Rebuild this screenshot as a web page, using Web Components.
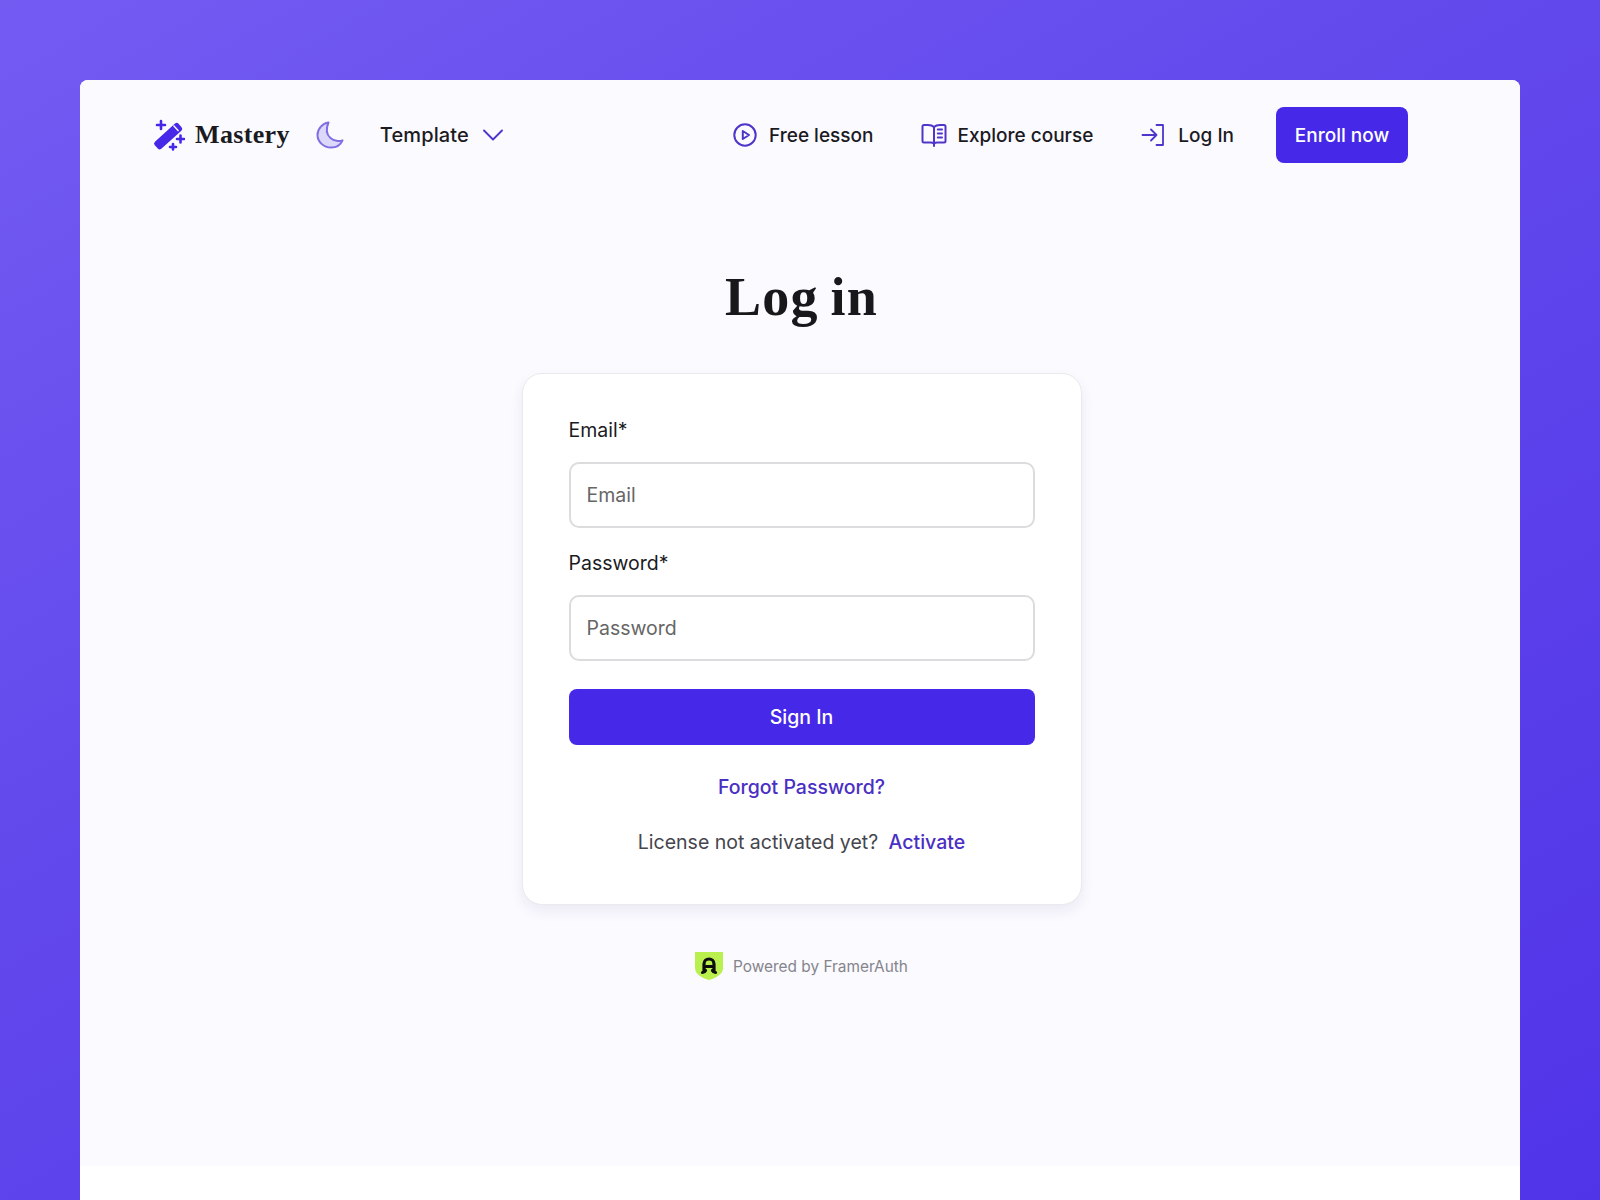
<!DOCTYPE html>
<html>
<head>
<meta charset="utf-8">
<title>Log in</title>
<style>
html, body { margin: 0; height: 100%; }
body {
    height: 1200px;
    overflow: hidden;
    font-family: 'Inter', 'Liberation Sans', sans-serif;
    background: linear-gradient(150deg, #735bf2 0%, #6249ec 40%, #5034e8 100%);
}
</style>
</head>
<body>
<app-window>
    <site-nav></site-nav>
    <page-title>Log in</page-title>
    <login-card></login-card>
    <powered-by></powered-by>
</app-window>

<script>
const ICONS = {
    play: `<svg width="24" height="24" viewBox="0 0 24 24" fill="none" stroke="#4f35c9" stroke-width="2" stroke-linejoin="round"><circle cx="12" cy="12" r="10.700"/><path d="M9.800 8 16 12l-6.200 4z"/></svg>`,
    book: `<svg width="26" height="24" viewBox="0 0 26 24" fill="none" stroke="#4f35c9" stroke-width="2" stroke-linejoin="round" stroke-linecap="round"><path d="M13 4C11.500 2.500 9.500 2 7 2H3a1.500 1.500 0 0 0-1.500 1.500V18A1.500 1.500 0 0 0 3 19.500h6.500c1.500 0 2.700.3 3.500 1 .8-.7 2-1 3.500-1H23a1.500 1.500 0 0 0 1.500-1.500V3.500A1.500 1.500 0 0 0 23 2h-4c-2.500 0-4.500.5-6 2zM13 4v19"/><path d="M16.800 6.500h4.200M16.800 10.500h4.200M16.800 14.500h4.200"/></svg>`,
    login: `<svg width="24" height="24" viewBox="0 0 24 24" fill="none" stroke="#4f35c9" stroke-width="1.800" stroke-linejoin="round" stroke-linecap="round"><path d="M1.500 12h14M10 6.500l5.500 5.500-5.500 5.500"/><path d="M15.500 2H22v20h-6.500"/></svg>`
};

class AppWindow extends HTMLElement {
    constructor() {
        super();
        this.attachShadow({mode: 'open'}).innerHTML = `
        <style>
        :host { display: block; box-sizing: border-box; margin: 80px 80px 0; height: 1120px; background: #fff; border-radius: 8px 8px 0 0; overflow: hidden; }
        .inner { height: 1086px; background: #fbfaff; display: flex; flex-direction: column; align-items: center; }
        </style>
        <div class="inner"><slot></slot></div>`;
    }
}

class SiteNav extends HTMLElement {
    constructor() {
        super();
        this.attachShadow({mode: 'open'}).innerHTML = `
        <style>
        :host { display: flex; box-sizing: border-box; width: 100%; justify-content: space-between; align-items: center; padding: 27px 112px 0 73px; color: #1b1b1f; font-family: 'Inter', 'Liberation Sans', sans-serif; }
        .left, .right { display: flex; align-items: center; }
        .logo { display: flex; align-items: center; gap: 10px; font: 700 26px 'Liberation Serif', serif; letter-spacing: .35px; }
        .moon { display: flex; margin-left: 26px; }
        .tpl { display: flex; align-items: center; margin-left: 36px; font-size: 20px; font-weight: 500; letter-spacing: .1px; }
        .tpl svg { margin-left: 14px; }
        nav-link + nav-link { margin-left: 48px; }
        .enroll { margin-left: 42px; width: 132px; height: 56px; display: flex; align-items: center; justify-content: center; background: #4629e8; color: #fff; border-radius: 8px; font-size: 19px; font-weight: 500; }
        </style>
        <div class="left">
            <div class="logo">
                <svg width="32" height="32" viewBox="0 0 32 32" fill="#4629e8">
                    <rect x="-1" y="12.500" width="32" height="9.500" rx="2.500" transform="rotate(-42 15 17)"/>
                    <path d="M8 2v8M4 6h8M27.500 16.500v7M24 20h7M20 25v5.500M17 28h6" fill="none" stroke="#4629e8" stroke-width="2.600" stroke-linecap="round"/>
                    <path d="M20.500 6.500l5 5.500" stroke="#fbfaff" stroke-width="1.400"/>
                </svg>
                <span>Mastery</span>
            </div>
            <div class="moon">
                <svg width="28" height="28" viewBox="0 0 28 28"><path d="M12.500 1.500C9.500 8.500 11 14 14.500 17s9 3.800 12 2.300C24.500 24 19.800 26.500 15 26.500 7.800 26.500 1.500 21 1.500 14 1.500 8 6.200 2.500 12.500 1.500z" fill="#dcd8fa" stroke="#7f6fe3" stroke-width="2" stroke-linejoin="round"/></svg>
            </div>
            <div class="tpl">Template
                <svg width="20" height="12" viewBox="0 0 20 12" fill="none" stroke="#4f35c9" stroke-width="1.900" stroke-linecap="round" stroke-linejoin="round"><path d="M1 1.500l9 9 9-9"/></svg>
            </div>
        </div>
        <div class="right">
            <nav-link icon="play" gap="12">Free lesson</nav-link>
            <nav-link icon="book" gap="10">Explore course</nav-link>
            <nav-link icon="login" gap="13">Log In</nav-link>
            <div class="enroll">Enroll now</div>
        </div>`;
    }
}

class NavLink extends HTMLElement {
    constructor() {
        super();
        const gap = this.getAttribute('gap') || 10;
        this.attachShadow({mode: 'open'}).innerHTML = `
        <style>
        :host { display: flex; align-items: center; gap: ${gap}px; font-size: 19px; font-weight: 500; }
        svg { display: block; }
        </style>
        ${ICONS[this.getAttribute('icon')]}<slot></slot>`;
    }
}

class PageTitle extends HTMLElement {
    constructor() {
        super();
        this.attachShadow({mode: 'open'}).innerHTML = `
        <style>
        :host { display: block; margin-top: 101px; margin-left: 3px; font: 700 54px/66px 'Liberation Serif', serif; letter-spacing: 1.200px; word-spacing: -3px; color: #18181b; }
        </style>
        <slot></slot>`;
    }
}

class FormField extends HTMLElement {
    constructor() {
        super();
        const label = this.getAttribute('label');
        this.attachShadow({mode: 'open'}).innerHTML = `
        <style>
        :host { display: block; }
        label { display: block; font-size: 19.500px; line-height: 28px; margin-bottom: 18px; color: #1b1b1f; }
        input { display: block; box-sizing: border-box; width: 100%; height: 66px; padding: 0 16px; border: 2px solid #dcdcdf; border-radius: 10px; background: #fff; font: 400 19.500px 'Inter', 'Liberation Sans', sans-serif; outline: none; }
        input::placeholder { color: #666; opacity: 1; }
        </style>
        <label>${label}*</label>
        <input type="${this.getAttribute('type')}" placeholder="${label}">`;
    }
}

class LoginCard extends HTMLElement {
    constructor() {
        super();
        this.attachShadow({mode: 'open'}).innerHTML = `
        <style>
        :host { display: block; box-sizing: border-box; width: 560px; margin: 43px 0 0 3px; padding: 42px 46px 0; height: 532px; background: #fff; border: 1px solid #e9e9ee; border-radius: 20px; box-shadow: 0 6px 14px rgba(30, 20, 90, .07); }
        form-field + form-field { margin-top: 21px; }
        .btn { margin-top: 28px; height: 56px; display: flex; align-items: center; justify-content: center; background: #4629e8; color: #fff; border-radius: 8px; font-size: 19.500px; font-weight: 500; }
        .link { color: #4a2fc4; font-weight: 500; }
        .forgot { margin-top: 28px; text-align: center; font-size: 19.500px; line-height: 28px; }
        .lic { margin-top: 27px; text-align: center; font-size: 19.500px; line-height: 28px; color: #45454d; }
        .lic .link { margin-left: 5px; }
        </style>
        <form-field label="Email" type="email"></form-field>
        <form-field label="Password" type="password"></form-field>
        <div class="btn">Sign In</div>
        <div class="forgot"><span class="link">Forgot Password?</span></div>
        <div class="lic">License not activated yet? <span class="link">Activate</span></div>`;
    }
}

class PoweredBy extends HTMLElement {
    constructor() {
        super();
        this.attachShadow({mode: 'open'}).innerHTML = `
        <style>
        :host { display: flex; align-items: center; gap: 10px; margin: 47px 0 0 3px; font-size: 15.400px; color: #85858c; }
        </style>
        <svg width="28" height="28" viewBox="0 0 28 28">
            <path d="M0 0h28v16c0 6-7 10-14 12C7 26 0 22 0 16z" fill="#b9f04e"/>
            <g fill="none" stroke="#0d0d0d" stroke-width="3.200" stroke-linecap="round">
                <path d="M9 18.500V12a5 5 0 0 1 10 0v6.500M9 14.500h10"/>
                <path d="M7.500 20.500c1.500 0 2.500-1 3-2M20.500 20.500c-1.500 0-2.500-1-3-2"/>
            </g>
        </svg>
        <span>Powered by FramerAuth</span>`;
    }
}

customElements.define('app-window', AppWindow);
customElements.define('nav-link', NavLink);
customElements.define('site-nav', SiteNav);
customElements.define('page-title', PageTitle);
customElements.define('form-field', FormField);
customElements.define('login-card', LoginCard);
customElements.define('powered-by', PoweredBy);
</script>
</body>
</html>
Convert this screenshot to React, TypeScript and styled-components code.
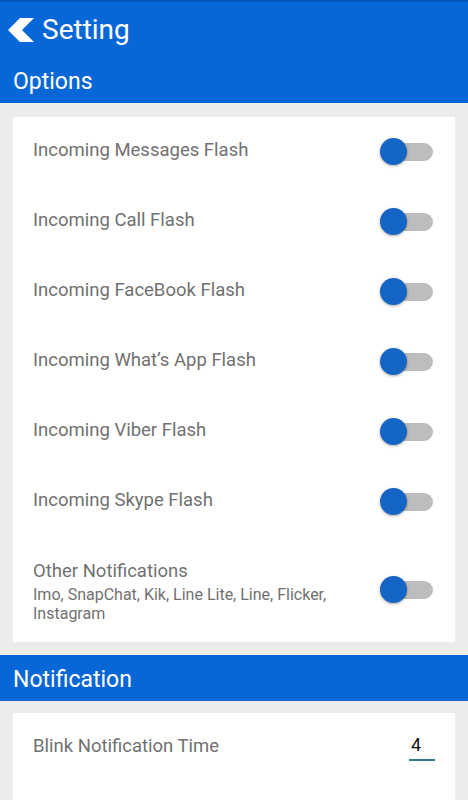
import React from "react";
import styled, { createGlobalStyle } from "styled-components";

const Global = createGlobalStyle`
  html, body { margin: 0; padding: 0; background: #ececec; }
  body { font-family: Roboto, "Noto Sans", "Liberation Sans", sans-serif; width: 468px; overflow: hidden; }
`;

const Page = styled.div`
  width: 468px;
  min-height: 800px;
  background: #ececec;
  display: flex;
  flex-direction: column;
`;

const Header = styled.header`
  background: #0867d7;
  border-top: 2px solid #0558bd;
  height: 101px;
  display: flex;
  flex-direction: column;
`;

const TitleRow = styled.div`
  display: flex;
  align-items: center;
  height: 56px;
  padding-left: 8px;
  gap: 8px;
`;

const Title = styled.h1`
  margin: 0;
  font-size: 28px;
  font-weight: 400;
  color: #ffffff;
  line-height: 1;
`;

const SectionBand = styled.div<{ $height: number }>`
  background: #0867d7;
  height: ${(p) => p.$height}px;
  display: flex;
  align-items: center;
  padding: 2px 0 0 13px;
  color: #ffffff;
  font-size: 23px;
  font-weight: 400;
  box-sizing: border-box;
`;

const Card = styled.div<{ $mt: number }>`
  background: #ffffff;
  margin: ${(p) => p.$mt}px 13px 0 13px;
  display: flex;
  flex-direction: column;
`;

const Row = styled.div<{ $h: number }>`
  height: ${(p) => p.$h}px;
  display: flex;
  align-items: center;
  justify-content: space-between;
  padding: 0 20px 0 20px;
`;

const TextBlock = styled.div`
  display: flex;
  flex-direction: column;
  padding-top: 8px;
`;

const Label = styled.div`
  font-size: 18.5px;
  color: #717171;
  line-height: 22px;
  margin-top: -4px;
`;

const Sub = styled.div`
  font-size: 16px;
  color: #717171;
  line-height: 18.5px;
  max-width: 300px;
  margin-top: 4px;
`;

const Toggle = styled.div`
  position: relative;
  width: 53px;
  height: 28px;
  flex-shrink: 0;
  margin-right: 2px;
`;

const Track = styled.div`
  position: absolute;
  right: 0;
  top: 5px;
  width: 46px;
  height: 18px;
  border-radius: 9px;
  background: #bdbdbd;
`;

const Thumb = styled.div`
  position: absolute;
  left: 0;
  top: 0;
  width: 27px;
  height: 27px;
  border-radius: 50%;
  background: #1565c4;
  box-shadow: 0 1px 3px rgba(0, 0, 0, 0.35);
`;

const NumberField = styled.div`
  width: 24px;
  border-bottom: 2px solid #2b7d8e;
  font-size: 18px;
  color: #111;
  padding: 0 0 4px 2px;
  margin-top: 0px;
  line-height: 20px;
`;

const Back = () => (
  <svg width="26" height="26" viewBox="0 0 26 26">
    <polygon points="0,13 12,1 26,1 14,13 26,25 12,25" fill="#ffffff" />
  </svg>
);

const Switch = () => (
  <Toggle>
    <Track />
    <Thumb />
  </Toggle>
);

const items = [
  "Incoming Messages Flash",
  "Incoming Call Flash",
  "Incoming FaceBook Flash",
  "Incoming What’s App Flash",
  "Incoming Viber Flash",
  "Incoming Skype Flash",
];

export default function App() {
  return (
    <Page>
      <Global />
      <Header>
        <TitleRow>
          <Back />
          <Title>Setting</Title>
        </TitleRow>
        <SectionBand $height={45}>Options</SectionBand>
      </Header>
      <Card $mt={14}>
        {items.map((t) => (
          <Row key={t} $h={70}>
            <Label>{t}</Label>
            <Switch />
          </Row>
        ))}
        <Row $h={105}>
          <TextBlock>
            <Label>Other Notifications</Label>
            <Sub>Imo, SnapChat, Kik, Line Lite, Line, Flicker, Instagram</Sub>
          </TextBlock>
          <Switch />
        </Row>
      </Card>
      <div style={{ height: 13 }} />
      <SectionBand $height={46}>Notification</SectionBand>
      <Card $mt={12}>
        <Row $h={70}>
          <Label>Blink Notification Time</Label>
          <NumberField>4</NumberField>
        </Row>
        <Row $h={40} />
      </Card>
    </Page>
  );
}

# [WHAT IS NEEDED]
Copy every line from the entries that contains the word "React".

# [ANSWER IN FULL]
Convert this screenshot to React, TypeScript and styled-components code.
import React from "react";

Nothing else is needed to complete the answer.